I think we will have a much better handle on text understanding, as well. You see the very slightest glimmer of that in word vectors, and what we'd like to get to where we have higher level understanding than just words. If we could get to the point where we understand sentences, that will really be quite powerful. So if two sentences mean the same thing but are written very differently, and we are able to tell that, that would be really powerful. Because then you do sort of understand the text at some level because you can paraphrase it.
My take is that 90% of the searches were affected because documents that appear in those results were re-scored or refined through the addition of entity data and the application of machine learning across a larger data set.
It's not that those results have changed but that they have the potential to change based on the new infrastructure in place.
How should you respond to Hummingbird?
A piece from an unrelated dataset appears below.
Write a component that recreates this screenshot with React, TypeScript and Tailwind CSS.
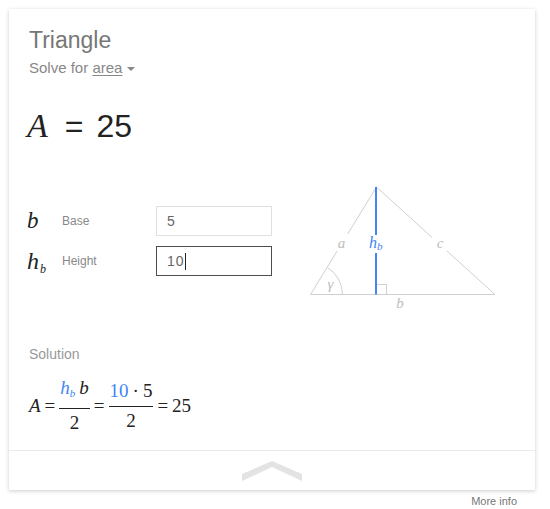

Honestly, there's not a whole lot to do in many ways if you've been practicing a certain type of SEO.
Despite the advice to simply write like no one's watching, you should make sure you're writing is tight and is using subjects that can be identified by people and search engines. "It is a beautiful thing" won't do as well as "Picasso's Lobster and Cat is a beautiful painting".
You'll want to make your content easy to read and remember, link out to relevant and respected sources, build your authority by demonstrating your subject expertise, engage in the type of social outreach that produces true fans and conduct more traditional marketing and brand building efforts.
Hummingbird is an infrastructure change that allows Google to take advantage of additional sources of data, such as entities, as well as leverage new deep learning models that increase the precision of current algorithms. The first application of Hummingbird was the refinement of Google's document topic modeling, which is vital to delivering relevant search results.